▶ [Data block]:

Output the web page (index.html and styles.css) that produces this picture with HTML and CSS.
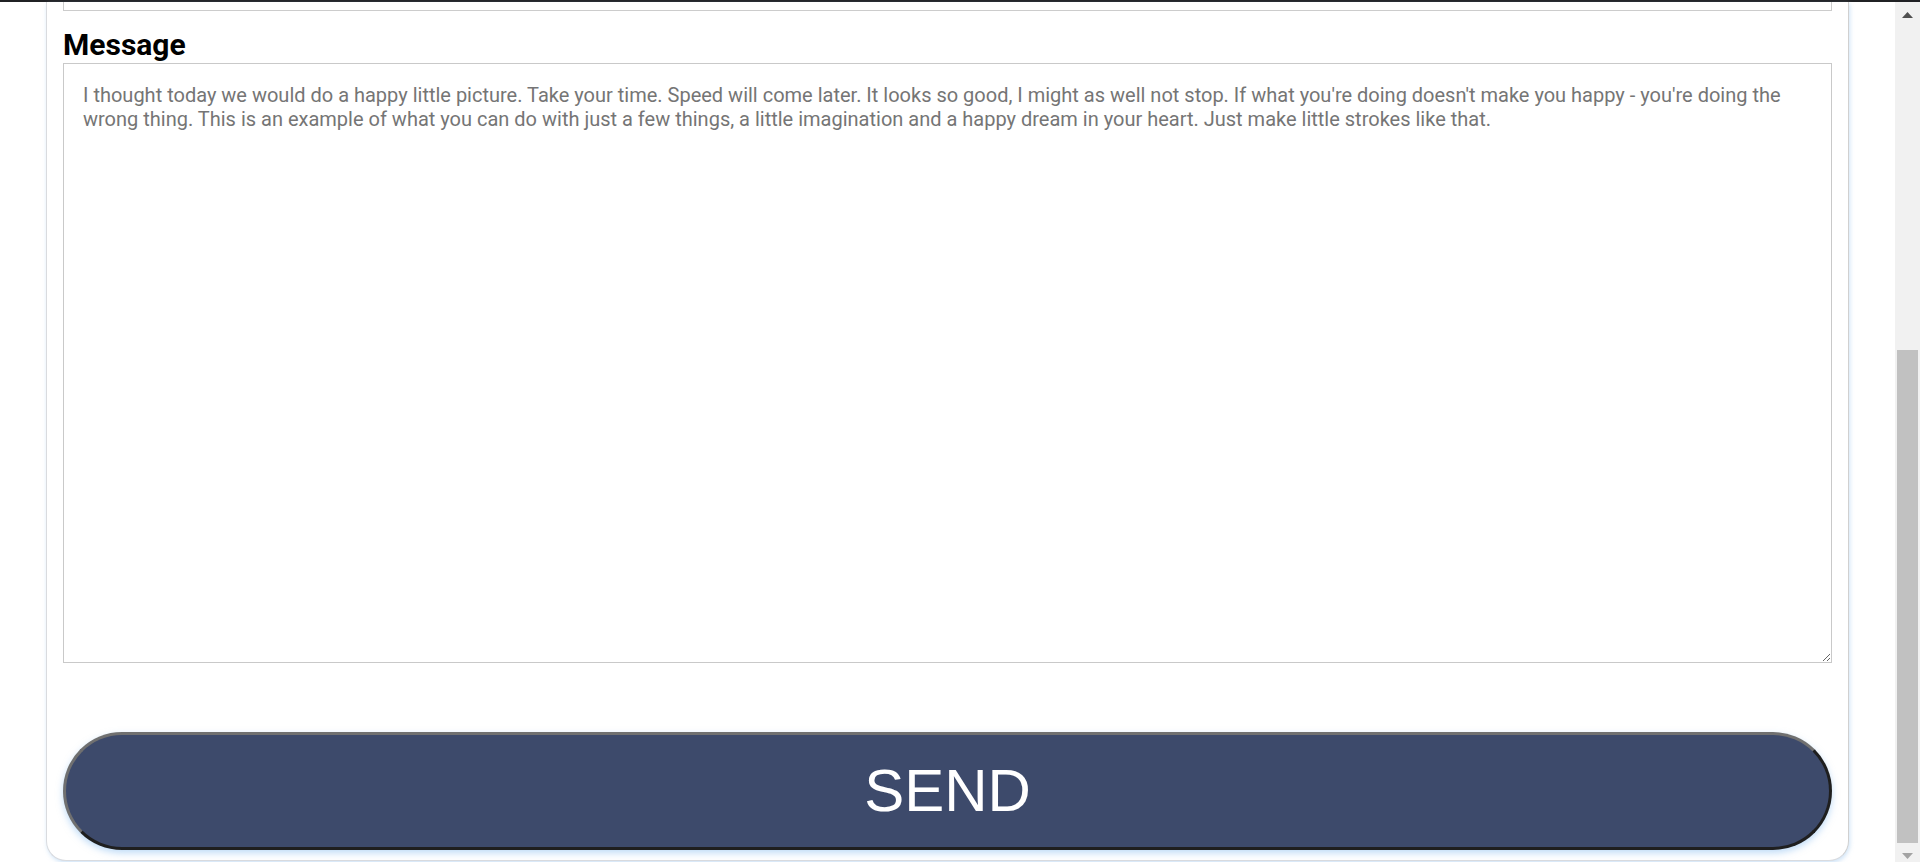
FILE: index.html
```html
<!DOCTYPE html>
<html lang="en">
<head>
<meta charset="utf-8">
<title>Contact</title>
<link rel="stylesheet" href="styles.css">
</head>
<body>
<div class="screen">
  <div class="topline"></div>
  <div class="viewport">
    <main class="page">
      <form class="card">
        <div class="prev-field"></div>
        <label class="label" for="message">Message</label>
        <textarea class="message" id="message">I thought today we would do a happy little picture. Take your time. Speed will come later. It looks so good, I might as well not stop. If what you're doing doesn't make you happy - you're doing the wrong thing. This is an example of what you can do with just a few things, a little imagination and a happy dream in your heart. Just make little strokes like that.</textarea>
        <button class="send" type="button">SEND</button>
      </form>
    </main>
    <div class="scrollbar">
      <div class="sb-btn sb-up">
        <svg width="11" height="6" viewBox="0 0 11 6"><polygon points="5.5,0 11,6 0,6" fill="#505050"/></svg>
      </div>
      <div class="sb-track"><div class="sb-thumb"></div></div>
      <div class="sb-btn sb-down">
        <svg width="11" height="6" viewBox="0 0 11 6"><polygon points="0,0 11,0 5.5,6" fill="#a3a3a3"/></svg>
      </div>
    </div>
  </div>
</div>
</body>
</html>
```
FILE: styles.css
```css
html, body {
  margin: 0;
  padding: 0;
  background: #ffffff;
  overflow: hidden;
}

.screen {
  width: 1920px;
  height: 862px;
  display: flex;
  flex-direction: column;
}

.topline {
  height: 2px;
  background: #202124;
  flex: none;
}

.viewport {
  flex: 1;
  display: flex;
  min-height: 0;
}

.page {
  flex: 1;
  min-width: 0;
  padding: 0 46px 0 46px;
}

.card {
  box-sizing: border-box;
  height: 859px;
  display: flex;
  flex-direction: column;
  padding: 0 16px 10px;
  border: 1px solid #d9dbdf;
  border-top: none;
  border-right-color: #d0d0d0;
  border-radius: 0 0 20px 20px;
  box-shadow: 1px 2px 4px rgba(170, 205, 240, 0.55);
  background: #ffffff;
}

.prev-field {
  height: 8px;
  border: 1px solid #cccccc;
  border-top: none;
  flex: none;
}

.label {
  display: block;
  margin: 16px 0 1px;
  font-family: Roboto, "Liberation Sans", sans-serif;
  font-weight: 700;
  font-size: 30px;
  line-height: 35px;
  color: #000000;
}

.message {
  display: block;
  box-sizing: border-box;
  width: 100%;
  height: 600px;
  margin: 0;
  padding: 19px 19px;
  border: 1px solid #c9c9c9;
  border-radius: 0;
  font-family: Roboto, "Liberation Sans", sans-serif;
  font-size: 20px;
  line-height: normal;
  color: #757575;
  background: #ffffff;
  flex: none;
}

.send {
  display: block;
  box-sizing: border-box;
  width: 100%;
  height: 118px;
  margin-top: 69px;
  border: 3px solid;
  border-color: #707070 #1f1f1f #1f1f1f #707070;
  border-radius: 60px;
  background: #3d4a6b;
  color: #ffffff;
  font-family: "Liberation Sans", Arial, sans-serif;
  font-size: 60px;
  line-height: 1;
  padding: 0;
  box-shadow: 0 3px 7px rgba(130, 185, 240, 0.5);
  flex: none;
}

.scrollbar {
  width: 25px;
  flex: none;
  display: flex;
  flex-direction: column;
  background: #f1f1f1;
}

.sb-btn {
  display: flex;
  justify-content: center;
  flex: none;
}

.sb-btn svg {
  display: block;
}

.sb-up {
  height: 25px;
  align-items: flex-start;
  padding-top: 10px;
  box-sizing: border-box;
}

.sb-down {
  height: 19px;
  align-items: flex-start;
  padding-top: 10px;
  box-sizing: border-box;
}

.sb-track {
  flex: 1;
  display: flex;
  flex-direction: column;
  justify-content: flex-end;
  padding: 0 2px;
}

.sb-thumb {
  height: 493px;
  background: #c1c1c1;
}
```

▶ [Set task]: Quote the preceding listing precisely and completely, omitting its images.

▶ [Answer below]:
Output the web page (index.html and styles.css) that produces this picture with HTML and CSS.
FILE: index.html
```html
<!DOCTYPE html>
<html lang="en">
<head>
<meta charset="utf-8">
<title>Contact</title>
<link rel="stylesheet" href="styles.css">
</head>
<body>
<div class="screen">
  <div class="topline"></div>
  <div class="viewport">
    <main class="page">
      <form class="card">
        <div class="prev-field"></div>
        <label class="label" for="message">Message</label>
        <textarea class="message" id="message">I thought today we would do a happy little picture. Take your time. Speed will come later. It looks so good, I might as well not stop. If what you're doing doesn't make you happy - you're doing the wrong thing. This is an example of what you can do with just a few things, a little imagination and a happy dream in your heart. Just make little strokes like that.</textarea>
        <button class="send" type="button">SEND</button>
      </form>
    </main>
    <div class="scrollbar">
      <div class="sb-btn sb-up">
        <svg width="11" height="6" viewBox="0 0 11 6"><polygon points="5.5,0 11,6 0,6" fill="#505050"/></svg>
      </div>
      <div class="sb-track"><div class="sb-thumb"></div></div>
      <div class="sb-btn sb-down">
        <svg width="11" height="6" viewBox="0 0 11 6"><polygon points="0,0 11,0 5.5,6" fill="#a3a3a3"/></svg>
      </div>
    </div>
  </div>
</div>
</body>
</html>
```
FILE: styles.css
```css
html, body {
  margin: 0;
  padding: 0;
  background: #ffffff;
  overflow: hidden;
}

.screen {
  width: 1920px;
  height: 862px;
  display: flex;
  flex-direction: column;
}

.topline {
  height: 2px;
  background: #202124;
  flex: none;
}

.viewport {
  flex: 1;
  display: flex;
  min-height: 0;
}

.page {
  flex: 1;
  min-width: 0;
  padding: 0 46px 0 46px;
}

.card {
  box-sizing: border-box;
  height: 859px;
  display: flex;
  flex-direction: column;
  padding: 0 16px 10px;
  border: 1px solid #d9dbdf;
  border-top: none;
  border-right-color: #d0d0d0;
  border-radius: 0 0 20px 20px;
  box-shadow: 1px 2px 4px rgba(170, 205, 240, 0.55);
  background: #ffffff;
}

.prev-field {
  height: 8px;
  border: 1px solid #cccccc;
  border-top: none;
  flex: none;
}

.label {
  display: block;
  margin: 16px 0 1px;
  font-family: Roboto, "Liberation Sans", sans-serif;
  font-weight: 700;
  font-size: 30px;
  line-height: 35px;
  color: #000000;
}

.message {
  display: block;
  box-sizing: border-box;
  width: 100%;
  height: 600px;
  margin: 0;
  padding: 19px 19px;
  border: 1px solid #c9c9c9;
  border-radius: 0;
  font-family: Roboto, "Liberation Sans", sans-serif;
  font-size: 20px;
  line-height: normal;
  color: #757575;
  background: #ffffff;
  flex: none;
}

.send {
  display: block;
  box-sizing: border-box;
  width: 100%;
  height: 118px;
  margin-top: 69px;
  border: 3px solid;
  border-color: #707070 #1f1f1f #1f1f1f #707070;
  border-radius: 60px;
  background: #3d4a6b;
  color: #ffffff;
  font-family: "Liberation Sans", Arial, sans-serif;
  font-size: 60px;
  line-height: 1;
  padding: 0;
  box-shadow: 0 3px 7px rgba(130, 185, 240, 0.5);
  flex: none;
}

.scrollbar {
  width: 25px;
  flex: none;
  display: flex;
  flex-direction: column;
  background: #f1f1f1;
}

.sb-btn {
  display: flex;
  justify-content: center;
  flex: none;
}

.sb-btn svg {
  display: block;
}

.sb-up {
  height: 25px;
  align-items: flex-start;
  padding-top: 10px;
  box-sizing: border-box;
}

.sb-down {
  height: 19px;
  align-items: flex-start;
  padding-top: 10px;
  box-sizing: border-box;
}

.sb-track {
  flex: 1;
  display: flex;
  flex-direction: column;
  justify-content: flex-end;
  padding: 0 2px;
}

.sb-thumb {
  height: 493px;
  background: #c1c1c1;
}
```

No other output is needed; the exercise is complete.